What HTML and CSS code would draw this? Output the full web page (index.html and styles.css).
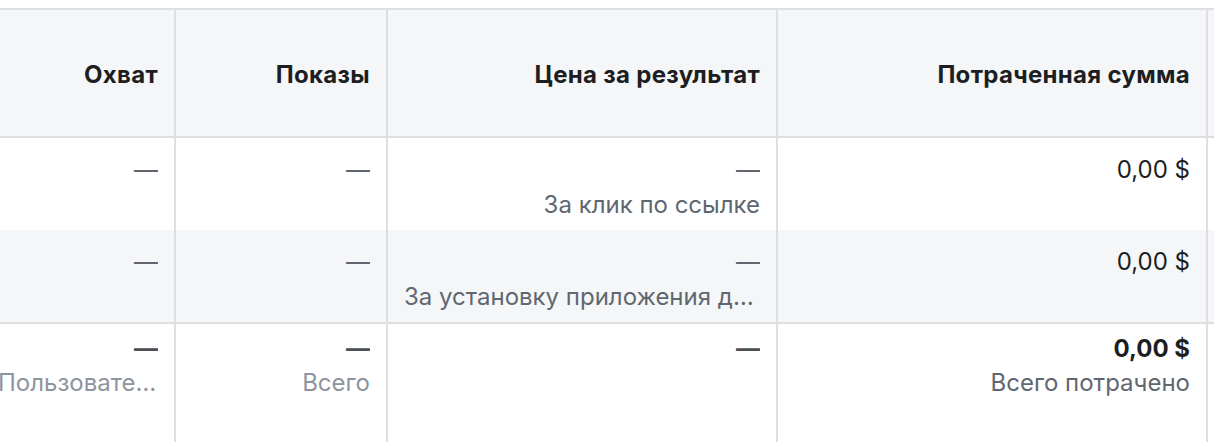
FILE: index.html
```html
<!DOCTYPE html>
<html lang="ru">
<head>
<meta charset="utf-8">
<title>Таблица</title>
<link rel="stylesheet" href="styles.css">
</head>
<body>
<div class="table">
  <div class="row head">
    <div class="cell">Охват</div>
    <div class="cell">Показы</div>
    <div class="cell">Цена за результат</div>
    <div class="cell">Потраченная сумма</div>
    <div class="cell last"></div>
  </div>
  <div class="row body">
    <div class="cell"><div class="line dash">—</div></div>
    <div class="cell"><div class="line dash">—</div></div>
    <div class="cell"><div class="line dash">—</div><div class="line sub">За клик по ссылке</div></div>
    <div class="cell"><div class="line val">0,00 $</div></div>
    <div class="cell last"></div>
  </div>
  <div class="row body alt">
    <div class="cell"><div class="line dash">—</div></div>
    <div class="cell"><div class="line dash">—</div></div>
    <div class="cell"><div class="line dash">—</div><div class="line sub">За установку приложения для мобильных устройств</div></div>
    <div class="cell"><div class="line val">0,00 $</div></div>
    <div class="cell last"></div>
  </div>
  <div class="row total">
    <div class="cell"><div class="line tdash">—</div><div class="line tsub">Пользователи в Аккаунтском центре</div></div>
    <div class="cell"><div class="line tdash">—</div><div class="line tsub">Всего</div></div>
    <div class="cell"><div class="line tdash">—</div></div>
    <div class="cell"><div class="line tval">0,00 $</div><div class="line sub">Всего потрачено</div></div>
    <div class="cell last"></div>
  </div>
</div>
</body>
</html>
```
FILE: styles.css
```css
html, body {
  margin: 0;
  padding: 0;
  background: #ffffff;
}

body {
  font-family: Inter, "Liberation Sans", Arial, sans-serif;
  font-size: 24px;
  color: #1c1e21;
  overflow: hidden;
}

.table {
  margin: 8px 0 0 -18px;
  border-top: 2px solid #dddfe2;
}

.row {
  display: grid;
  grid-template-columns: 194px 212px 390px 430px 1fr;
}

.cell {
  min-width: 0;
  padding: 0 16px;
  text-align: right;
  border-right: 2px solid #dddfe2;
}

.cell.last {
  border-right: none;
}

.head {
  background: #f5f6f7;
  border-bottom: 2px solid #dddfe2;
}

.head .cell {
  height: 126px;
  box-sizing: border-box;
  padding-top: 49px;
  line-height: 32px;
  font-weight: 700;
  letter-spacing: 0.3px;
  white-space: nowrap;
  color: #1c1e21;
}

.body .cell {
  height: 92px;
  box-sizing: border-box;
  padding-top: 14px;
}

.alt {
  background: #f5f6f7;
  border-bottom: 2px solid #dddfe2;
}

.line {
  line-height: 35px;
  white-space: nowrap;
  overflow: hidden;
  text-overflow: ellipsis;
}

.dash {
  color: #606770;
}

.val {
  color: #1c1e21;
}

.sub {
  color: #606770;
}

.total .cell {
  height: 120px;
  box-sizing: border-box;
  padding-top: 8px;
}

.total .line {
  line-height: 34px;
}

.tdash {
  color: #4b4f56;
  font-weight: 700;
}

.tval {
  color: #1c1e21;
  font-weight: 700;
}

.tsub {
  color: #8d949e;
}
```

§ **Task to complete**:
Retype the data above exactly; pictures are not part of the copy.

§ **Exercise answer**:
What HTML and CSS code would draw this? Output the full web page (index.html and styles.css).
FILE: index.html
```html
<!DOCTYPE html>
<html lang="ru">
<head>
<meta charset="utf-8">
<title>Таблица</title>
<link rel="stylesheet" href="styles.css">
</head>
<body>
<div class="table">
  <div class="row head">
    <div class="cell">Охват</div>
    <div class="cell">Показы</div>
    <div class="cell">Цена за результат</div>
    <div class="cell">Потраченная сумма</div>
    <div class="cell last"></div>
  </div>
  <div class="row body">
    <div class="cell"><div class="line dash">—</div></div>
    <div class="cell"><div class="line dash">—</div></div>
    <div class="cell"><div class="line dash">—</div><div class="line sub">За клик по ссылке</div></div>
    <div class="cell"><div class="line val">0,00 $</div></div>
    <div class="cell last"></div>
  </div>
  <div class="row body alt">
    <div class="cell"><div class="line dash">—</div></div>
    <div class="cell"><div class="line dash">—</div></div>
    <div class="cell"><div class="line dash">—</div><div class="line sub">За установку приложения для мобильных устройств</div></div>
    <div class="cell"><div class="line val">0,00 $</div></div>
    <div class="cell last"></div>
  </div>
  <div class="row total">
    <div class="cell"><div class="line tdash">—</div><div class="line tsub">Пользователи в Аккаунтском центре</div></div>
    <div class="cell"><div class="line tdash">—</div><div class="line tsub">Всего</div></div>
    <div class="cell"><div class="line tdash">—</div></div>
    <div class="cell"><div class="line tval">0,00 $</div><div class="line sub">Всего потрачено</div></div>
    <div class="cell last"></div>
  </div>
</div>
</body>
</html>
```
FILE: styles.css
```css
html, body {
  margin: 0;
  padding: 0;
  background: #ffffff;
}

body {
  font-family: Inter, "Liberation Sans", Arial, sans-serif;
  font-size: 24px;
  color: #1c1e21;
  overflow: hidden;
}

.table {
  margin: 8px 0 0 -18px;
  border-top: 2px solid #dddfe2;
}

.row {
  display: grid;
  grid-template-columns: 194px 212px 390px 430px 1fr;
}

.cell {
  min-width: 0;
  padding: 0 16px;
  text-align: right;
  border-right: 2px solid #dddfe2;
}

.cell.last {
  border-right: none;
}

.head {
  background: #f5f6f7;
  border-bottom: 2px solid #dddfe2;
}

.head .cell {
  height: 126px;
  box-sizing: border-box;
  padding-top: 49px;
  line-height: 32px;
  font-weight: 700;
  letter-spacing: 0.3px;
  white-space: nowrap;
  color: #1c1e21;
}

.body .cell {
  height: 92px;
  box-sizing: border-box;
  padding-top: 14px;
}

.alt {
  background: #f5f6f7;
  border-bottom: 2px solid #dddfe2;
}

.line {
  line-height: 35px;
  white-space: nowrap;
  overflow: hidden;
  text-overflow: ellipsis;
}

.dash {
  color: #606770;
}

.val {
  color: #1c1e21;
}

.sub {
  color: #606770;
}

.total .cell {
  height: 120px;
  box-sizing: border-box;
  padding-top: 8px;
}

.total .line {
  line-height: 34px;
}

.tdash {
  color: #4b4f56;
  font-weight: 700;
}

.tval {
  color: #1c1e21;
  font-weight: 700;
}

.tsub {
  color: #8d949e;
}
```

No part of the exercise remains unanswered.